(Adds analyst comment, details on financial division, updates stock)
By Jennifer Saba
NEW YORK, Feb 12 (Reuters) - Thomson Reuters Corp forecast that revenue would be flat in 2014 and reported worse-than-expected fourth-quarter results, as financial customers in Europe and Asia cut back on spending and the legal business weakened in Latin America.
Shares of the global news and information company fell more than 5 percent to a four-month low on Wednesday afternoon, as Wall Street analysts said it would likely take another year for the business to turn around.
Thomson Reuters Chief Executive Officer Jim Smith said headwinds at the end of 2013 were stronger than anticipated, and he expected financial markets to remain “challenged” for some time to come as the global banking system restructures.
“It’s still a volatile time everywhere,” Smith said in an interview. “We did see more weakness in Europe and in Asia than we expected in the fourth quarter.”
The company reported a net loss of $343 million in the quarter, compared with a net profit of $368 million in the year-earlier period. It attributed the loss to a $275 million restructuring charge from previously announced job cuts, a higher tax rate, and a 3 percent drop in revenue.
Excluding the charge, earnings per share came to 49 cents, down from 54 cents a year ago. On that basis, it was below the average analyst estimate of 52 cents, according to Thomson Reuters I/B/E/S.
About one-half of Thomson Reuters revenues come from banks and other financial institutions, and about one-quarter from the legal profession. Both sectors have been trimming costs and consolidating.
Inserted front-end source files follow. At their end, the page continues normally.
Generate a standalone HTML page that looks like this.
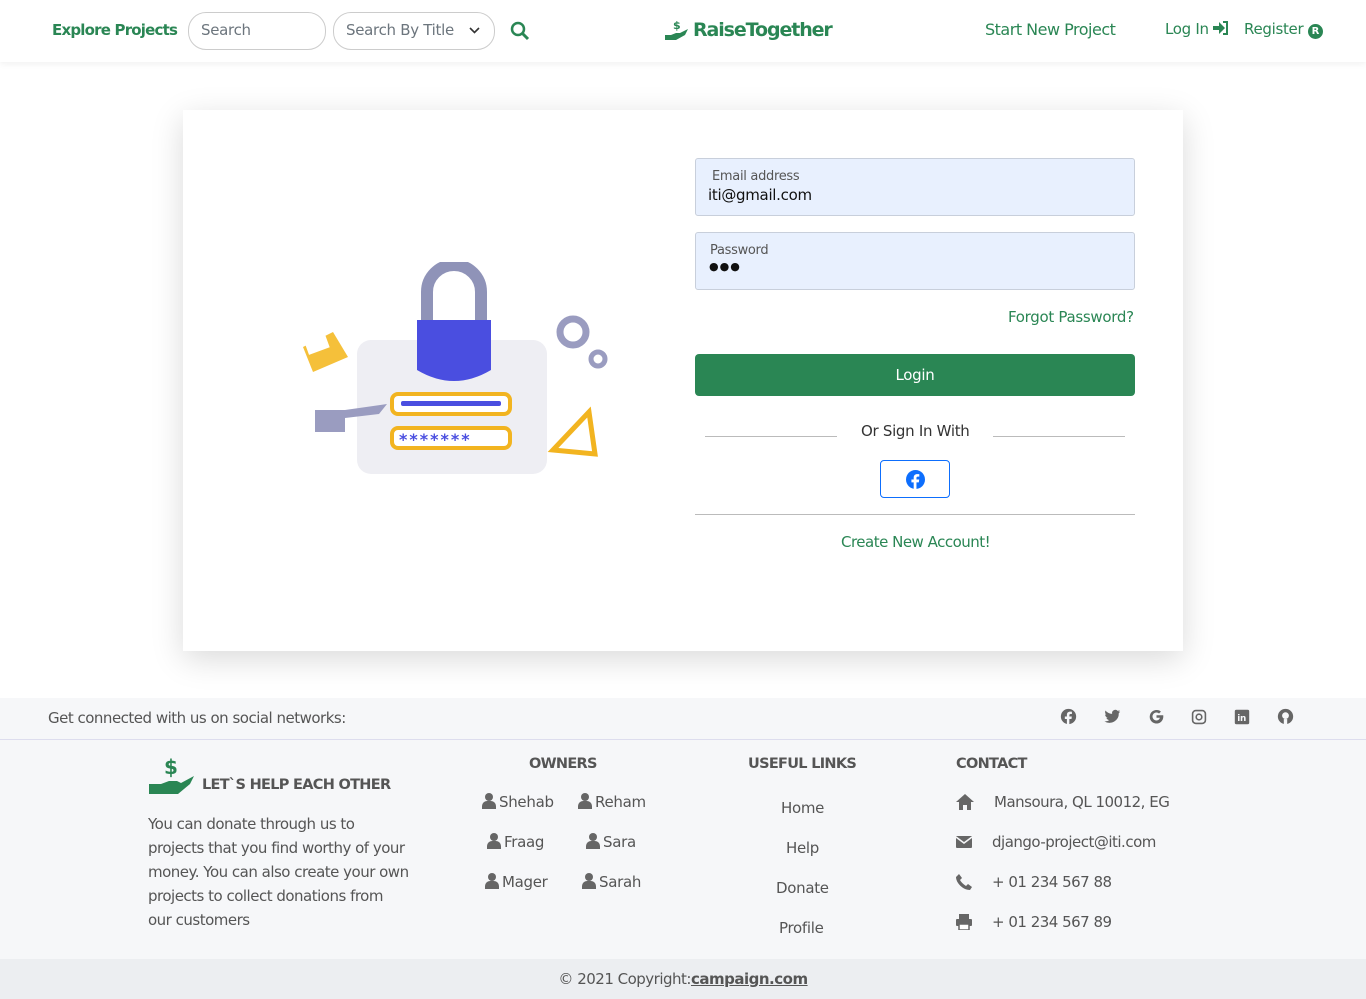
<!DOCTYPE html>
<html><head><meta charset="utf-8"><style>
*{box-sizing:border-box;margin:0;padding:0}
body{width:1366px;height:999px;overflow:hidden;background:#fff;font-family:"DejaVu Sans","Liberation Sans",sans-serif;font-size:15px;color:#444;position:relative;letter-spacing:-0.3px}
.a{position:absolute;white-space:nowrap}
.g{color:#2a8654}
nav{position:absolute;left:0;top:0;width:1366px;height:62px;background:#fff;box-shadow:0 2px 6px rgba(0,0,0,.06)}
.inp{position:absolute;border:1px solid #ccc;border-radius:18px;height:38px;top:12px;color:#6c757d;padding:8px 12px;font-size:15px}
.card{position:absolute;left:183px;top:110px;width:1000px;height:541px;background:#fff;box-shadow:0 8px 30px rgba(0,0,0,.15)}
.fld{position:absolute;left:695px;width:440px;height:58px;background:#e8f0fe;border:1px solid #c8cfdb;border-radius:3px}
.p svg{vertical-align:-2px;margin-right:3px}
.h{font-weight:bold;font-size:14.5px;letter-spacing:-0.7px;color:#555}
</style></head><body>
<nav>
<div class="a g" style="left:52px;top:21px;font-weight:bold;font-size:15px;letter-spacing:-0.8px">Explore Projects</div>
<div class="inp" style="left:188px;width:138px">Search</div>
<div class="inp" style="left:333px;width:162px">Search By Title <svg style="position:absolute;right:14px;top:14px" width="11" height="8" viewBox="0 0 11 8"><path d="M1 1l4.5 4.5L10 1" fill="none" stroke="#333" stroke-width="1.6"/></svg></div>
<svg class="a" style="left:510px;top:21px" width="20" height="20" viewBox="0 0 20 20"><circle cx="8" cy="8" r="6" fill="none" stroke="#2a8654" stroke-width="2.5"/><path d="M12 12l6 6" stroke="#2a8654" stroke-width="3"/></svg>
<svg class="a" style="left:664px;top:19px" width="26" height="24" viewBox="0 0 26 24"><text x="9" y="10" font-size="11" font-weight="bold" fill="#2a8654">$</text><path d="M1 16h6l5-2h4l8-4-3 6-9 5H1z" fill="#2a8654"/></svg>
<div class="a g" style="left:693px;top:19px;font-weight:bold;font-size:19px;letter-spacing:-1.1px">RaiseTogether</div>
<div class="a g" style="left:985px;top:20px;font-size:16px;letter-spacing:-0.5px">Start New Project</div>
<div class="a g" style="left:1165px;top:20px;font-size:15px">Log In <svg width="16" height="14" viewBox="0 0 16 14" style="vertical-align:-1px"><path d="M0 5h6V1l6 6-6 6V9H0z" fill="#2a8654"/><path d="M10 1h4v12h-4" fill="none" stroke="#2a8654" stroke-width="2"/></svg></div>
<div class="a g" style="left:1244px;top:20px;font-size:15px">Register <span style="display:inline-block;width:15px;height:15px;border-radius:50%;background:#2a8654;color:#fff;font-size:10px;text-align:center;line-height:15px;font-weight:bold">R</span></div>
</nav>
<div class="card"></div>
<svg class="a" style="left:295px;top:262px" width="320" height="220" viewBox="0 0 320 220">
<rect x="62" y="78" width="190" height="134" rx="14" fill="#eeeef3"/>
<path d="M132 60V30a27 27 0 0 1 54 0V60" fill="none" stroke="#8f93b8" stroke-width="12"/>
<path d="M122 58h74v50q-37 22-74 0z" fill="#4a4ee0"/>
<rect x="97" y="132" width="118" height="20" rx="6" fill="#fff" stroke="#f2b420" stroke-width="4"/>
<rect x="106" y="139" width="100" height="5" rx="2" fill="#4a4ee0"/>
<rect x="97" y="166" width="118" height="20" rx="6" fill="#fff" stroke="#f2b420" stroke-width="4"/>
<text x="104" y="183" font-size="16" fill="#4a4ee0" font-weight="bold" letter-spacing="2">*******</text>
<path d="M20 148h30l42-6-8 10 -34 4v14H20z" fill="#9a9cc0"/>
<path d="M8 85l30-15 15 25-35 15z" fill="#f5c03a"/><rect x="10" y="68" width="22" height="22" fill="#fff" transform="rotate(-20 20 80)"/>
<circle cx="278" cy="70" r="13" fill="none" stroke="#9a9cc0" stroke-width="7"/><circle cx="303" cy="97" r="7" fill="none" stroke="#9a9cc0" stroke-width="5"/>
<path d="M258 188l36-38 6 42z" fill="#fff" stroke="#f2b420" stroke-width="5"/>
</svg>
<div class="fld" style="top:158px"><div class="a" style="left:16px;top:10px;font-size:13px;color:#555">Email address</div><div class="a" style="left:12px;top:27px;font-size:15px;color:#111">iti@gmail.com</div></div>
<div class="fld" style="top:232px"><div class="a" style="left:14px;top:10px;font-size:13px;color:#555">Password</div><div class="a" style="left:13px;top:27px;font-size:11px;color:#111;letter-spacing:1px">&#9679;&#9679;&#9679;</div></div>
<div class="a g" style="left:1008px;top:308px">Forgot Password?</div>
<div class="a" style="left:695px;top:354px;width:440px;height:42px;background:#2a8654;border-radius:4px;color:#fff;text-align:center;line-height:42px">Login</div>
<div class="a" style="left:705px;top:436px;width:132px;border-top:1px solid #bbb"></div>
<div class="a" style="left:993px;top:436px;width:132px;border-top:1px solid #bbb"></div>
<div class="a" style="left:861px;top:422px;color:#333">Or Sign In With</div>
<div class="a" style="left:880px;top:460px;width:70px;height:38px;border:1px solid #0d6efd;border-radius:4px"><svg style="position:absolute;left:25px;top:9px" width="19" height="19" viewBox="0 0 20 20"><circle cx="10" cy="10" r="10" fill="#0d6efd"/><path d="M11 20v-7h2.5l.4-3H11V8.5c0-.9.3-1.5 1.5-1.5H14V4.4c-.3 0-1.2-.1-2.2-.1-2.2 0-3.7 1.3-3.7 3.8V10H5.7v3h2.4v7z" fill="#fff"/></svg></div>
<div class="a" style="left:695px;top:514px;width:440px;border-top:1px solid #bbb"></div>
<div class="a g" style="left:841px;top:533px;letter-spacing:-0.5px">Create New Account!</div>
<div class="a" style="left:0;top:698px;width:1366px;height:301px;background:#f6f7f9"></div>
<div class="a" style="left:0;top:739px;width:1366px;border-top:1px solid #dde"></div>
<div class="a" style="left:48px;top:709px;color:#555;letter-spacing:-0.5px">Get connected with us on social networks:</div>
<div class="a" style="left:1060px;top:708px;font-size:16px;color:#666">
<svg width="17" height="17" viewBox="0 0 20 20"><circle cx="10" cy="10" r="9" fill="#666"/><path d="M11 20v-7h2.5l.4-3H11V8.5c0-.9.3-1.5 1.5-1.5H14V4.4c-2-.3-5.9-.5-5.9 3.7V10H5.7v3h2.4v7z" fill="#f6f7f9"/></svg>
<svg style="margin-left:22px" width="17" height="17" viewBox="0 0 20 20"><path d="M19 4c-.7.3-1.4.5-2.2.6.8-.5 1.4-1.2 1.7-2.1-.8.4-1.6.7-2.4.9a3.8 3.8 0 0 0-6.5 3.5C6.4 6.7 3.6 5.2 1.8 2.9c-1 1.8-.4 4 1.2 5.1-.6 0-1.2-.2-1.7-.5 0 1.9 1.3 3.5 3.1 3.8-.6.2-1.1.2-1.7.1.5 1.5 1.9 2.6 3.6 2.7A7.7 7.7 0 0 1 .5 15.7 11 11 0 0 0 17.4 6c.7-.5 1.3-1.2 1.6-2z" fill="#666"/></svg>
<svg style="margin-left:22px" width="17" height="17" viewBox="0 0 20 20"><path d="M17 8.5H10v3h4c-.5 2-2 3.2-4 3.2a4.7 4.7 0 1 1 3-8.3l2.2-2.2A8 8 0 1 0 18 10c0-.5 0-1-.1-1.5z" fill="#666"/></svg>
<svg style="margin-left:22px" width="16" height="16" viewBox="0 0 20 20"><rect x="2" y="2" width="16" height="16" rx="4" fill="none" stroke="#666" stroke-width="2"/><circle cx="10" cy="10" r="3.5" fill="none" stroke="#666" stroke-width="2"/></svg>
<svg style="margin-left:22px" width="16" height="16" viewBox="0 0 20 20"><rect x="1" y="1" width="18" height="18" rx="2" fill="#666"/><text x="4" y="15" font-size="11" font-weight="bold" fill="#f6f7f9">in</text></svg>
<svg style="margin-left:22px" width="17" height="17" viewBox="0 0 20 20"><circle cx="10" cy="10" r="9" fill="#666"/><circle cx="10" cy="9" r="4" fill="#f6f7f9"/><rect x="8" y="13" width="4" height="7" fill="#f6f7f9"/></svg>
</div>
<svg class="a" style="left:148px;top:756px" width="48" height="42" viewBox="0 0 48 42"><text x="16" y="18" font-size="20" font-weight="bold" fill="#2a8654">$</text><path d="M1 28h12l8-3h8l4 2 13-7-4 8-12 10H1z" fill="#2a8654"/></svg>
<div class="a h" style="left:202px;top:777px">LET`S HELP EACH OTHER</div>
<div class="a" style="left:148px;top:812px;line-height:24px;color:#555;letter-spacing:-0.5px">You can donate through us to<br>projects that you find worthy of your<br>money. You can also create your own<br>projects to collect donations from<br>our customers</div>
<div class="a h" style="left:529px;top:756px">OWNERS</div>
<div class="p">
<div class="a" style="left:482px;top:793px;color:#555"><svg width="14" height="16" viewBox="0 0 14 16"><circle cx="7" cy="4" r="4" fill="#666"/><path d="M0 16v-3a5 5 0 0 1 5-5h4a5 5 0 0 1 5 5v3z" fill="#666"/></svg>Shehab</div>
<div class="a" style="left:578px;top:793px;color:#555"><svg width="14" height="16" viewBox="0 0 14 16"><circle cx="7" cy="4" r="4" fill="#666"/><path d="M0 16v-3a5 5 0 0 1 5-5h4a5 5 0 0 1 5 5v3z" fill="#666"/></svg>Reham</div>
<div class="a" style="left:487px;top:833px;color:#555"><svg width="14" height="16" viewBox="0 0 14 16"><circle cx="7" cy="4" r="4" fill="#666"/><path d="M0 16v-3a5 5 0 0 1 5-5h4a5 5 0 0 1 5 5v3z" fill="#666"/></svg>Fraag</div>
<div class="a" style="left:586px;top:833px;color:#555"><svg width="14" height="16" viewBox="0 0 14 16"><circle cx="7" cy="4" r="4" fill="#666"/><path d="M0 16v-3a5 5 0 0 1 5-5h4a5 5 0 0 1 5 5v3z" fill="#666"/></svg>Sara</div>
<div class="a" style="left:485px;top:873px;color:#555"><svg width="14" height="16" viewBox="0 0 14 16"><circle cx="7" cy="4" r="4" fill="#666"/><path d="M0 16v-3a5 5 0 0 1 5-5h4a5 5 0 0 1 5 5v3z" fill="#666"/></svg>Mager</div>
<div class="a" style="left:582px;top:873px;color:#555"><svg width="14" height="16" viewBox="0 0 14 16"><circle cx="7" cy="4" r="4" fill="#666"/><path d="M0 16v-3a5 5 0 0 1 5-5h4a5 5 0 0 1 5 5v3z" fill="#666"/></svg>Sarah</div>
</div>
<div class="a h" style="left:748px;top:756px">USEFUL LINKS</div>
<div class="a" style="left:781px;top:799px;color:#555">Home</div>
<div class="a" style="left:786px;top:839px;color:#555">Help</div>
<div class="a" style="left:776px;top:879px;color:#555">Donate</div>
<div class="a" style="left:779px;top:919px;color:#555">Profile</div>
<div class="a h" style="left:956px;top:756px">CONTACT</div>
<svg class="a" style="left:956px;top:794px" width="18" height="16" viewBox="0 0 18 16"><path d="M9 0l9 8h-3v8h-4v-5H7v5H3V8H0z" fill="#666"/></svg>
<div class="a" style="left:994px;top:793px;color:#555;letter-spacing:-0.5px">Mansoura, QL 10012, EG</div>
<svg class="a" style="left:956px;top:836px" width="16" height="12" viewBox="0 0 16 12"><rect width="16" height="12" rx="1" fill="#666"/><path d="M0 1l8 6 8-6" fill="none" stroke="#f6f7f9" stroke-width="1.5"/></svg>
<div class="a" style="left:992px;top:833px;color:#555;letter-spacing:-0.5px">django-project@iti.com</div>
<svg class="a" style="left:956px;top:874px" width="16" height="16" viewBox="0 0 16 16"><path d="M3 0l3 4-2 2c1 2 3 4 6 6l2-2 4 3-2 3C7 16 0 9 0 3z" fill="#666"/></svg>
<div class="a" style="left:992px;top:873px;color:#555;letter-spacing:-0.5px">+ 01 234 567 88</div>
<svg class="a" style="left:956px;top:914px" width="16" height="16" viewBox="0 0 16 16"><rect x="3" y="0" width="10" height="5" fill="#666"/><rect x="0" y="5" width="16" height="7" rx="1" fill="#666"/><rect x="3" y="10" width="10" height="6" fill="#fff" stroke="#666" stroke-width="1.5"/></svg>
<div class="a" style="left:992px;top:913px;color:#555;letter-spacing:-0.5px">+ 01 234 567 89</div>
<div class="a" style="left:0;top:959px;width:1366px;height:40px;background:#eceef1;text-align:center;line-height:40px;color:#555;letter-spacing:-0.5px">© 2021 Copyright:<b style="text-decoration:underline">campaign.com</b></div>
</body></html>
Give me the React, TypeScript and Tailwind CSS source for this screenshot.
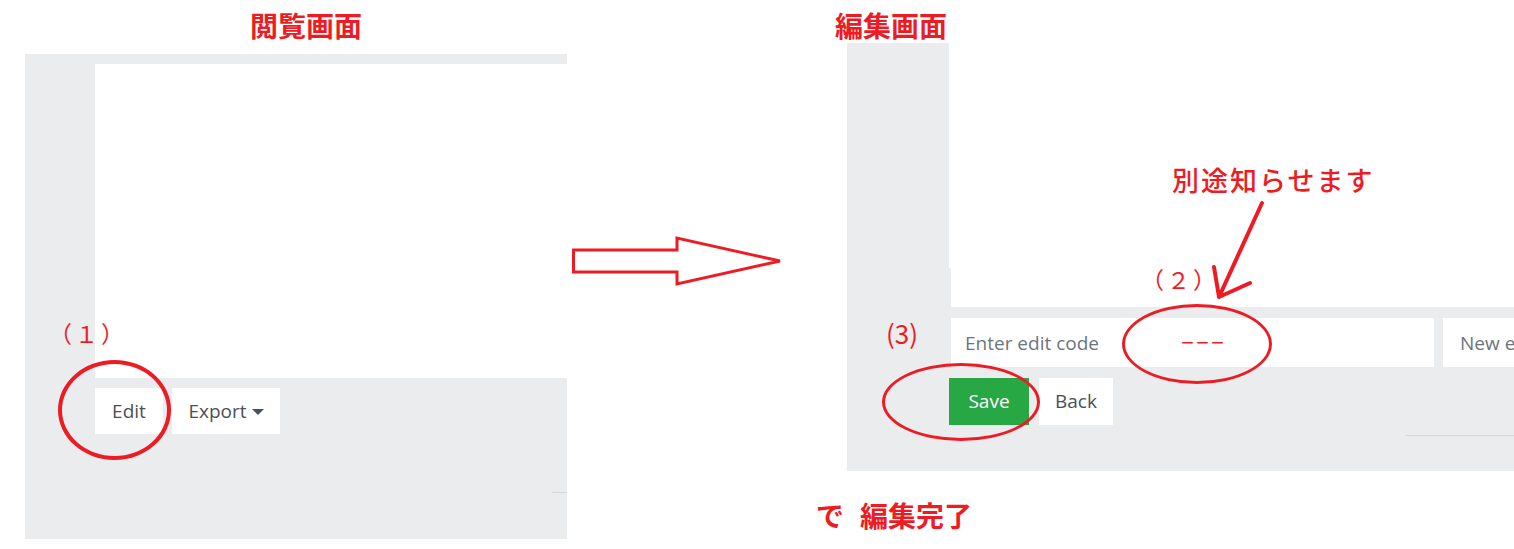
const ui = "font-['Open_Sans','Liberation_Sans',sans-serif]";
const jp = "font-['Noto_Sans_CJK_JP',sans-serif] text-[#ed1c24]";

function Ellipse({ className }: { className: string }) {
  return <div className={`absolute rounded-[50%] border-[#ed1c24] ${className}`} />;
}

export default function App() {
  return (
    <div className="relative w-[1514px] h-[549px] overflow-hidden bg-white">
      <div className="flex items-start">
        {/* 閲覧画面 */}
        <div className="ml-[25px] w-[542px] shrink-0 flex flex-col">
          <h2 className={`${jp} ml-[225px] mt-[11px] text-[28px] leading-[28px] font-bold`}>閲覧画面</h2>
          <div className="mt-[15px] h-[485px] bg-[#ebecee] pt-[10px]">
            <div className="ml-[70px] h-[314px] bg-white" />
            <div className={`${ui} ml-[70px] mt-[10px] flex gap-[9px] text-[19px] text-[#495057]`}>
              <button className="h-[46px] w-[68px] bg-white">Edit</button>
              <button className="h-[46px] w-[108px] bg-white flex items-center justify-center gap-[5px]">
                Export
                <span className="mt-[2px] border-x-[6px] border-t-[6px] border-x-transparent border-t-[#495057]" />
              </button>
            </div>
            <div className="mt-[58px] ml-auto h-px w-[15px] bg-[#d5d6d8]" />
          </div>
        </div>

        {/* arrow */}
        <div className="w-[249px] shrink-0 pl-[5px] pt-[236px]">
          <svg width="212" height="50" viewBox="0 0 212 50" fill="none" stroke="#ed1c24" strokeWidth="3">
            <path d="M1.5 14 H105 V2 L208 25 L105 48 V36 H1.5 Z" />
          </svg>
        </div>

        {/* 編集画面 */}
        <div className="shrink-0 flex flex-col">
          <h2 className={`${jp} ml-[19px] mt-[11px] text-[28px] leading-[28px] font-bold`}>編集画面</h2>
          <div className="ml-[31px] mt-[4px] w-[700px] h-[428px] bg-[#ebecee]">
            <div className="ml-[102px] h-[225px] bg-white" />
            <div className="ml-[104px] h-[39px] bg-white" />
            <div className={`${ui} ml-[104px] mt-[11px] flex gap-[9px] text-[19px]`}>
              <input
                readOnly
                placeholder="Enter edit code"
                className="h-[49px] w-[483px] shrink-0 bg-white px-[14px] outline-none placeholder:text-[#6c757d]"
              />
              <input
                readOnly
                placeholder="New edit code"
                className="h-[49px] w-[300px] shrink-0 bg-white px-[17px] outline-none placeholder:text-[#6c757d]"
              />
            </div>
            <div className={`${ui} ml-[102px] mt-[11px] flex gap-[10px] text-[19px]`}>
              <button className="h-[47px] w-[80px] bg-[#28a745] text-white">Save</button>
              <button className="h-[47px] w-[74px] bg-white text-[#495057]">Back</button>
            </div>
            <div className="mt-[10px] ml-[559px] h-px bg-[#d5d6d8]" />
          </div>
          <p className={`${jp} mt-[30px] flex gap-[16px] text-[28px] leading-[28px] font-bold`}>
            <span>で</span>
            <span>編集完了</span>
          </p>
        </div>
      </div>

      {/* annotations */}
      <span className={`${jp} absolute left-[49px] top-[319px] text-[23px] leading-[28px] tracking-[3px]`}>（１）</span>
      <Ellipse className="left-[58px] top-[360px] w-[113px] h-[100px] border-4" />

      <span className={`${jp} absolute left-[1172px] top-[165px] text-[27px] leading-[30px] tracking-[2px] font-medium`}>
        別途知らせます
      </span>
      <svg className="absolute left-[1205px] top-[195px]" width="70" height="110" viewBox="0 0 70 110" fill="none" stroke="#ed1c24" strokeWidth="4" strokeLinecap="round">
        <path d="M57 8 L14 102 M14 102 L9 72 M14 102 L45 88" />
      </svg>
      <span className={`${jp} absolute left-[1141px] top-[265px] text-[23px] leading-[28px] tracking-[3px]`}>（２）</span>
      <Ellipse className="left-[1122px] top-[304px] w-[150px] h-[80px] border-[3px]" />
      <span className={`${jp} absolute left-[1180px] top-[332px] text-[15px] leading-[20px] font-bold`}>－－－</span>

      <span className={`${jp} absolute left-[886px] top-[317px] text-[26px] leading-[32px]`}>(3)</span>
      <Ellipse className="left-[882px] top-[363px] w-[158px] h-[78px] border-[3px]" />
    </div>
  );
}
For instance, Barclays Plc, Britain’s third-biggest bank, said on Tuesday it would slash 12,000 jobs this year.
“It appears that 2014 is going to be another year in the turnaround process,” Piper Jaffray analyst Peter Appert said of Thomson Reuters. “It’s taking longer and (is) a bit more painful than anticipated.”
CEO Smith said despite the tough environment, the company’s financial products were “holding their own” against competitors. “I do not believe we are losing market share,” he told analysts on a conference call.
Thomson Reuters said its flagship product for financial institutions, Eikon, was installed on 123,000 desktops as of Jan. 31, 2014, compared with 96,000 at Sept. 30, 2013. Fifty-five percent of the company’s financial desktop revenue base had been upgraded to Eikon, according to executives.
(Graphic on results: link.reuters.com/xaw76v)
Thomson Reuters forecast 2014 revenue would be flat with last year’s $12.5 billion. In 2013, revenue grew 2 percent, excluding divestitures and currency changes.
The company expects this year’s underlying operating margin to be between 17 percent and 18 percent, compared with 15 percent in 2013.
In the fourth quarter, revenue in the Financial & Risk division, which caters to banks, retail brokers and other types of firms, fell 2 percent to $1.6 billion as product cancellations outpaced new sales.
Smith declined to comment on new sales in the current quarter, but said he was pleased with the way the year had begun and expected “gradually improving net sales to continue.”
Thomson Reuters competes with privately held Bloomberg LP and News Corp’s Dow Jones in serving financial institutions.
Dow Jones’ institutional sales fell by $17 million in the December quarter, according to News Corp, which did not give a total figure. Bloomberg LP said its 2013 revenue rose 5 percent to $8.3 billion but did not give a quarterly figure.
Thomson Reuters said revenue in the legal division, known for its Westlaw legal database, rose 2 percent to $868 million. But excluding acquisitions, divestitures and currency changes, revenue fell 2 percent, largely on weakness in Latin America and a drop in U.S. print revenue as law firms spent less on case law books.
“Ultimately it’s still a tough environment,” said Claudio Aspesi, an analyst with Bernstein & Co. “The scrutiny of costs is high and spending levels are subdued.”
In a note to investors, Aspesi said Thomson Reuters results were disappointing, but he praised the company for progress on migrating customers to Eikon. He gave the stock a “market-perform” rating.
Thomson Reuters, which had employed about 60,000 people globally, cut 3,000 positions in the fourth quarter as part of a previously announced restructuring. The company said it expects to take another $120 million in restructuring charges in 2014, bringing the total cost of the restructuring to about $395 million versus its previous estimate of $350 million.
The company has told employees it will delay 2014 salary increases by three months - to July 31 from April 30 - for $40 million in savings. Smith said the move will allow the company to offer more “meaningful” pay increases, compared with last year.
In addition to cutting costs, Smith said Thomson Reuters is investing in areas of growth.
“We still have more work to do in order to achieve our objectives,” Smith said on the call. “But the trajectory is encouraging and we are making real progress.”